O segundo é que a decisão não impede o governo brasileiro em avançar com o projeto de expulsão territorial, mesmo em desobediência à Constituição e à Convenção 169 da Organização Internacional do Trabalho, da qual o Brasil é signatário, como bem explica ao Geledés o cientista político Danilo Serejo, liderança quilombola e representante do Movimento dos Atingidos pela Base Espacial de Alcântara (MABE).
“A decisão desta comissão do Senado americano sinaliza a posição dos Estados Unidos que é a de não se comprometer efetivamente com eventuais remoções de comunidades em Alcântara. Essa é uma decisão que não resolve do ponto de vista do governo brasileiro, porque ela não impede que o governo realize remanejamentos destas comunidades. Então isso nos mantém em alerta, com os olhos bem abertos, para acompanhar os desdobramentos e também para ver quais serão os futuros passos nesta incidência internacional”, diz Danilo.

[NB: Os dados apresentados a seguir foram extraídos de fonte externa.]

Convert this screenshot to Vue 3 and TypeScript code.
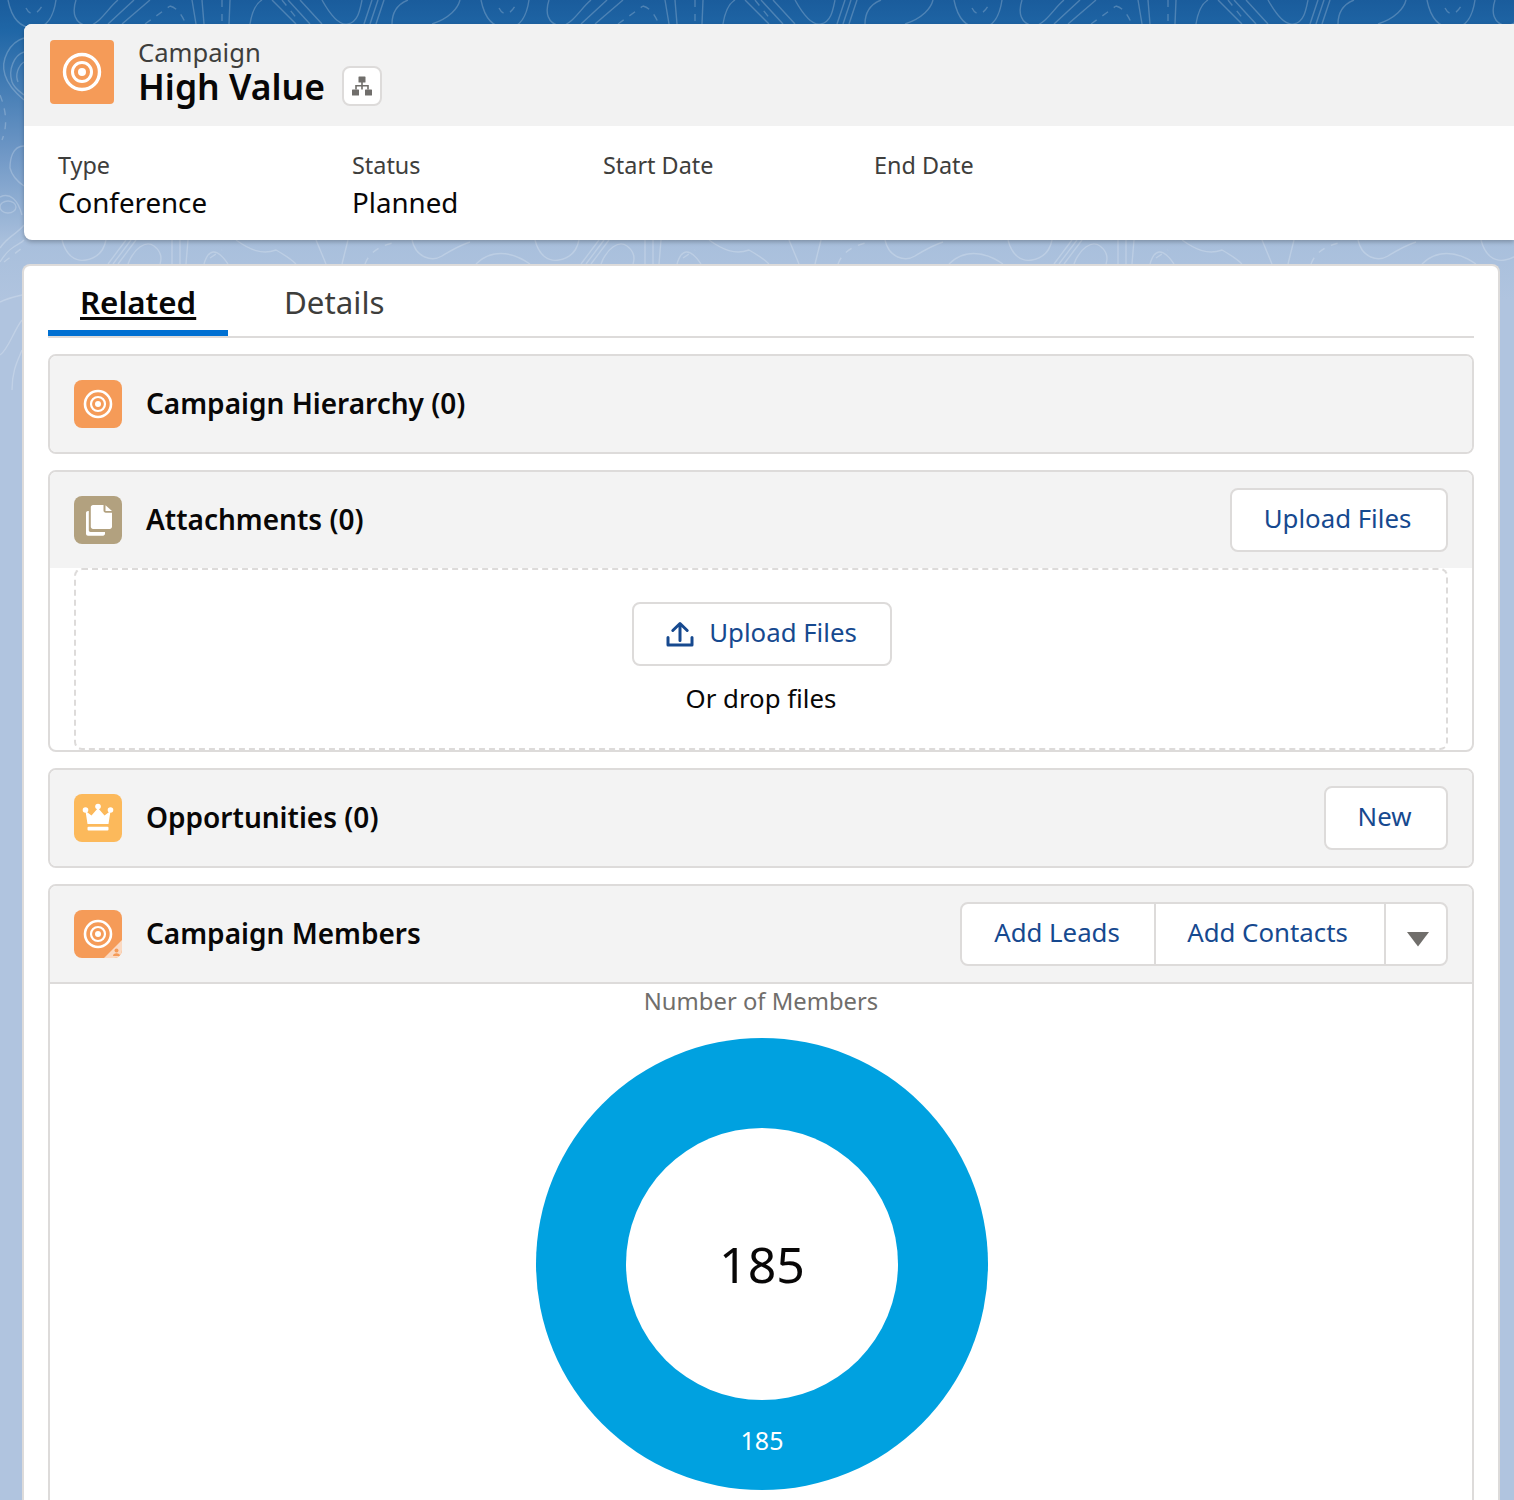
<template>
  <div class="page">
    <svg class="topo" width="1514" height="560" viewBox="0 0 1514 560" fill="none">
      <g v-for="offset in tileOffsets" :key="offset" :transform="`translate(${offset} 0)`">
        <path v-for="d in topoLines" :key="d" :d="d" />
        <path v-for="d in topoDashes" :key="d" :d="d" stroke-dasharray="7 7" />
      </g>
      <path v-for="d in leftLines" :key="d" :d="d" />
      <path d="M0 95C6 110 8 125 2 140M4 262L22 248" stroke-dasharray="7 7" />
      <ellipse cx="8" cy="207" rx="8" ry="6" />
    </svg>

    <div class="record-card">
      <div class="record-head">
        <span class="record-icon">
          <svg viewBox="0 0 64 64" width="64" height="64" fill="none" stroke="#fff">
            <circle cx="32" cy="32" r="17.5" stroke-width="3.4" />
            <circle cx="32" cy="32" r="9.5" stroke-width="3" />
            <circle cx="32" cy="32" r="4" fill="#fff" stroke="none" />
          </svg>
        </span>
        <div class="record-titles">
          <div class="record-type">Campaign</div>
          <div class="record-name-row">
            <span class="record-name">High Value</span>
            <span class="hier-btn">
              <svg viewBox="0 0 20 20" width="20" height="20" fill="#706e6b">
                <rect x="6.5" y="0.5" width="7" height="6" rx="0.6" />
                <rect x="0" y="13.5" width="7" height="6" rx="0.6" />
                <rect x="13" y="13.5" width="7" height="6" rx="0.6" />
                <path d="M9.2 6h1.6v3h6v4.5h-1.6V10.600H10.800v2.900H9.200v-2.900H4.800v2.900H3.200V9h6z" />
              </svg>
            </span>
          </div>
        </div>
      </div>
      <div class="record-fields">
        <div v-for="field in fields" :key="field.label" class="field" :style="{ width: field.width + 'px' }">
          <div class="field-label">{{ field.label }}</div>
          <div class="field-value">{{ field.value }}</div>
        </div>
      </div>
    </div>

    <div class="main-card">
      <div class="tabs">
        <a class="tab active">Related</a>
        <a class="tab">Details</a>
      </div>

      <section class="panel">
        <header class="panel-head">
          <span class="panel-icon orange">
            <svg viewBox="0 0 48 48" width="48" height="48" fill="none" stroke="#fff">
              <circle cx="24" cy="24" r="13" stroke-width="2.6" />
              <circle cx="24" cy="24" r="7" stroke-width="2.2" />
              <circle cx="24" cy="24" r="3" fill="#fff" stroke="none" />
            </svg>
          </span>
          <h2>Campaign Hierarchy (0)</h2>
        </header>
      </section>

      <section class="panel">
        <header class="panel-head">
          <span class="panel-icon tan">
            <svg viewBox="0 0 48 48" width="48" height="48" fill="#fff">
              <path d="M19 9h10.500v5.500c0 1.300 1 2.200 2.200 2.200H38v14.100c0 1.200-1 2.200-2.200 2.200H19c-1.200 0-2.200-1-2.200-2.200V11.200C16.800 10 17.800 9 19 9z" />
              <path d="M31.500 9.300 38 15h-6.500z" />
              <path d="M14.800 15v19.300c0 .9.800 1.700 1.700 1.700H31v1.800c0 1-.9 1.900-1.900 1.900H14c-1.100 0-2-.9-2-2V17c0-1.100.9-2 2-2z" />
            </svg>
          </span>
          <h2>Attachments (0)</h2>
          <button class="btn" type="button">Upload Files</button>
        </header>
        <div class="dropzone">
          <button class="btn drop-btn" type="button">
            <svg viewBox="0 0 28 28" width="28" height="28" fill="none" stroke="#16498f" stroke-width="3">
              <path d="M2 17.500v7.500h24v-7.500" stroke-linejoin="round" stroke-linecap="round" />
              <path d="M14 20.500V4M6.800 10.500 14 3.500l7.200 7" stroke-linecap="round" stroke-linejoin="round" />
            </svg>
            Upload Files
          </button>
          <div class="drop-text">Or drop files</div>
        </div>
      </section>

      <section class="panel">
        <header class="panel-head">
          <span class="panel-icon yellow">
            <svg viewBox="0 0 48 48" width="48" height="48" fill="#fff">
              <circle cx="11.500" cy="16" r="2.800" />
              <circle cx="24" cy="12.500" r="2.800" />
              <circle cx="36.500" cy="16" r="2.800" />
              <path d="M11.500 17l6 4.500L24 14l6.500 7.500 6-4.500-2 13h-21z" />
              <rect x="13.500" y="32.800" width="21" height="3.600" rx="1" />
            </svg>
          </span>
          <h2>Opportunities (0)</h2>
          <button class="btn new-btn" type="button">New</button>
        </header>
      </section>

      <section class="panel members">
        <header class="panel-head ruled">
          <span class="panel-icon orange badge-wrap">
            <svg viewBox="0 0 48 48" width="48" height="48" fill="none" stroke="#fff">
              <circle cx="24" cy="24" r="13" stroke-width="2.6" />
              <circle cx="24" cy="24" r="7" stroke-width="2.2" />
              <circle cx="24" cy="24" r="3" fill="#fff" stroke="none" />
              <path d="M48 30v14a4 4 0 0 1-4 4H30z" fill="#fad9c2" stroke="none" />
              <circle cx="42.500" cy="40.500" r="2" fill="#f59b58" stroke="none" />
              <path d="M39 46c0-2 1.500-2.800 3.500-2.800S46 44 46 46z" fill="#f59b58" stroke="none" />
            </svg>
          </span>
          <h2>Campaign Members</h2>
          <div class="btn-group">
            <button class="group-btn leads" type="button">Add Leads</button>
            <button class="group-btn contacts" type="button">Add Contacts</button>
            <button class="group-btn more" type="button" aria-label="More">
              <svg viewBox="0 0 24 16" width="24" height="16" fill="#706e6b">
                <path d="M1 1h22L12 15.500z" />
              </svg>
            </button>
          </div>
        </header>
        <div class="chart">
          <div class="chart-title">Number of Members</div>
          <div class="donut">
            <div class="donut-hole">{{ total }}</div>
            <div class="donut-label">{{ total }}</div>
          </div>
        </div>
      </section>
    </div>
  </div>
</template>

<script setup lang="ts">
interface Field {
  label: string
  value: string
  width: number
}

const total = 185

const fields: Field[] = [
  { label: 'Type', value: 'Conference', width: 294 },
  { label: 'Status', value: 'Planned', width: 251 },
  { label: 'Start Date', value: '', width: 271 },
  { label: 'End Date', value: '', width: 200 }
]

// the contour backdrop repeats every 473px, only the strips around the cards show it
const tileOffsets = [0, 473, 946, 1419]

const topoLines: string[] = [
  'M8 0C12 20 22 28 34 28C48 28 54 14 56 0',
  'M76 0C72 12 74 24 88 26C100 24 108 8 118 0',
  'M108 24L134 0',
  'M122 24L150 0',
  'M192 0L196 24',
  'M202 0L204 24',
  'M230 0L229 24',
  'M250 24C252 12 255 4 262 0',
  'M272 0L296 24',
  'M288 0L310 24',
  'M300 0L322 24',
  'M322 0C332 18 340 26 348 24C358 22 360 10 362 0',
  'M364 24L372 0',
  'M370 24L378 0',
  'M376 24L384 0',
  'M392 24C392 12 398 4 408 0',
  'M432 24C450 18 458 8 460 0',
  'M62 240C66 256 76 262 86 260C98 258 104 250 106 240',
  'M108 264L126 240',
  'M113 264L131 240',
  'M118 264L136 240',
  'M128 264C134 248 146 240 154 246C162 252 162 258 160 264',
  'M172 240V264',
  'M180 240V264',
  'M188 240L186 264',
  'M204 264C208 250 216 246 228 264',
  'M236 240C250 250 262 255 276 250C290 258 294 262 296 264',
  'M316 240L326 264',
  'M348 240L342 264',
  'M412 240C416 258 432 262 442 256C452 250 458 246 470 242',
  'M476 264C490 250 510 250 530 264'
]

const topoDashes: string[] = [
  'M26 8C30 16 36 16 42 6',
  'M145 24L170 6',
  'M170 6C178 8 182 16 186 24',
  'M222 0V24',
  'M282 0L298 20',
  'M365 264C370 250 385 244 398 242',
  'M210 258L222 250'
]

const leftLines: string[] = [
  'M24 38C10 42 0 60 5 75C8 85 18 95 24 100',
  'M24 52C14 55 8 70 12 82C14 88 20 92 24 95',
  'M24 62C18 66 15 75 18 82',
  'M24 146C12 146 10 160 10 168C12 176 18 182 24 186',
  'M0 197C10 192 18 200 22 215',
  'M0 248C8 236 16 235 24 225',
  'M0 262C10 245 20 245 24 240',
  'M0 302C8 298 18 296 22 295',
  'M0 355C8 350 14 330 22 320',
  'M12 390C12 370 18 360 22 350'
]
</script>

<style scoped>
.page {
  position: relative;
  width: 1514px;
  height: 1500px;
  overflow: hidden;
  background: linear-gradient(180deg, #1a5c9c 0, #1f66a6 30px, #6d96c5 150px, #a8bfdc 240px, #b0c4df 300px);
  font-family: "Noto Sans", "Open Sans", sans-serif;
  color: #080707;
}

.topo {
  position: absolute;
  left: 0;
  top: 0;
  stroke: rgba(255, 255, 255, 0.22);
  stroke-width: 1.4;
}

.record-card {
  position: relative;
  margin: 24px 0 0 24px;
  background: #fff;
  border-radius: 8px 0 0 8px;
  box-shadow: 0 2px 4px rgba(0, 0, 0, 0.25);
  overflow: hidden;
}

.record-head {
  display: flex;
  align-items: flex-start;
  gap: 24px;
  box-sizing: border-box;
  height: 102px;
  padding: 16px 0 0 26px;
  background: #f2f2f2;
}

.record-icon {
  display: flex;
  width: 64px;
  height: 64px;
  border-radius: 4px;
  background: #f59b58;
}

.record-type {
  margin-top: -2px;
  font-size: 25.6px;
  line-height: 30px;
  color: #3e3e3c;
}

.record-name-row {
  display: flex;
  align-items: center;
  gap: 17px;
  height: 40px;
  margin-top: -2px;
}

.record-name {
  font-size: 35.5px;
  line-height: 40px;
  font-weight: 600;
}

.hier-btn {
  display: flex;
  align-items: center;
  justify-content: center;
  box-sizing: border-box;
  width: 40px;
  height: 40px;
  border: 2px solid #dddbda;
  border-radius: 8px;
  background: #fff;
}

.record-fields {
  display: flex;
  height: 114px;
  box-sizing: border-box;
  padding: 23px 0 0 34px;
}

.field-label {
  font-size: 23.400px;
  line-height: 32px;
  color: #3e3e3c;
}

.field-value {
  font-size: 27.700px;
  line-height: 43px;
}

.main-card {
  position: relative;
  box-sizing: border-box;
  width: 1478px;
  height: 1300px;
  margin: 24px 0 0 22px;
  padding: 0 24px;
  background: #fff;
  border: 2px solid #dddbda;
  border-bottom: 0;
  border-radius: 8px 8px 0 0;
}

.tabs {
  display: flex;
  height: 70px;
  margin-bottom: 16px;
  border-bottom: 2px solid #dddbda;
  gap: 24px;
}

.tab {
  box-sizing: border-box;
  height: 70px;
  padding: 15px 32px 0;
  font-size: 31.300px;
  line-height: 42px;
  color: #3e3e3c;
}

.tab.active {
  width: 180px;
  font-weight: 600;
  color: #080707;
  text-decoration: underline;
  text-decoration-thickness: 3px;
  text-underline-offset: 3px;
  border-bottom: 6px solid #0070d2;
}

.panel {
  margin-bottom: 16px;
  background: #fff;
  border: 2px solid #dddbda;
  border-radius: 8px;
  overflow: hidden;
}

.panel-head {
  display: flex;
  align-items: center;
  gap: 24px;
  box-sizing: border-box;
  height: 96px;
  padding: 0 24px;
  background: #f3f3f3;
}

.panel-head.ruled {
  height: 98px;
  border-bottom: 2px solid #dddbda;
}

.panel-head h2 {
  flex: 1;
  margin: 0;
  padding-bottom: 2px;
  font-size: 28px;
  line-height: 36px;
  font-weight: 600;
}

.panel-icon {
  display: flex;
  flex: none;
  width: 48px;
  height: 48px;
  border-radius: 8px;
  overflow: hidden;
}

.orange {
  background: #f59b58;
}

.tan {
  background: #b2a17f;
}

.yellow {
  background: #fcb95b;
}

.btn {
  box-sizing: border-box;
  display: inline-flex;
  align-items: center;
  justify-content: center;
  width: 218px;
  height: 64px;
  padding: 0 3px 4px 0;
  background: #fff;
  border: 2px solid #dddbda;
  border-radius: 8px;
  font-family: inherit;
  font-size: 25.800px;
  color: #16498f;
}

.new-btn {
  width: 124px;
}

.dropzone {
  box-sizing: border-box;
  height: 182px;
  margin: 0 24px;
  padding-top: 32px;
  border: 2px dashed #dddbda;
  border-radius: 8px;
  text-align: center;
}

.drop-btn {
  width: 260px;
  gap: 15px;
  margin-left: 2px;
  padding-right: 1px;
}

.drop-btn svg {
  margin-top: 4px;
}

.drop-text {
  margin-top: 14px;
  font-size: 25.800px;
  line-height: 36px;
}

.btn-group {
  display: flex;
  box-sizing: border-box;
  height: 64px;
  background: #fff;
  border: 2px solid #dddbda;
  border-radius: 8px;
}

.group-btn {
  box-sizing: border-box;
  height: 60px;
  padding: 0 2px 4px 0;
  background: none;
  border: 0;
  border-right: 2px solid #dddbda;
  font-family: inherit;
  font-size: 25.800px;
  color: #16498f;
}

.leads {
  width: 194px;
}

.contacts {
  width: 230px;
  padding-right: 5px;
}

.more {
  display: flex;
  align-items: center;
  justify-content: center;
  width: 60px;
  padding: 10px 0 0 4px;
  border-right: 0;
}

.chart {
  display: flex;
  flex-direction: column;
  align-items: center;
  height: 600px;
}

.chart-title {
  margin-top: 1px;
  font-size: 23.800px;
  line-height: 32px;
  color: #706e6b;
}

.donut {
  position: relative;
  display: flex;
  align-items: center;
  justify-content: center;
  width: 452px;
  height: 452px;
  margin: 21px 0 0 2px;
  border-radius: 50%;
  background: #00a1e0;
}

.donut-hole {
  display: flex;
  align-items: center;
  justify-content: center;
  width: 272px;
  height: 272px;
  border-radius: 50%;
  background: #fff;
  font-size: 50px;
}

.donut-label {
  position: absolute;
  left: 0;
  right: 0;
  bottom: 34px;
  text-align: center;
  font-size: 25px;
  line-height: 32px;
  color: #fff;
}
</style>

<style>
html,
body {
  margin: 0;
  background: #b0c4df;
}
</style>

Danilo Serejo enxerga que as questões quilombolas tomaram uma proporção internacional, o que ajuda a pressionar o governo federal. “Por outro lado, acho que essa é uma questão que também sinaliza para que o Brasil, em suas parcerias internacionais, seja qual for o país, assuma o compromisso de que não é mais possível avançar nessa lógica falida de remanejamento das comunidades indígenas e quilombolas. Este veto, neste sentido é muito representativo. Não é possível avançar sem respeitar os direitos destas comunidades”, conclui.
Seja como for, a carta enviada ao Congresso americano em 2019 foi fruto de um processo coletivo ao ser pensada e elaborada pelas organizações quilombolas de Alcântara e subscrita por quase 50 entidades da sociedade civil, do movimento negro, e de pessoas ligadas ao sistema de justiça. Tanto na Europa como nos Estados Unidos, começa-se a entender que para além da preservação ambiental, a proteção das comunidades originárias e de seus descendentes, através da titulação de seus territórios, é parte do processo de preservação da própria identidade brasileira e tudo o que a ela compete. Viva Zumbi! Viva a herança de Palmares!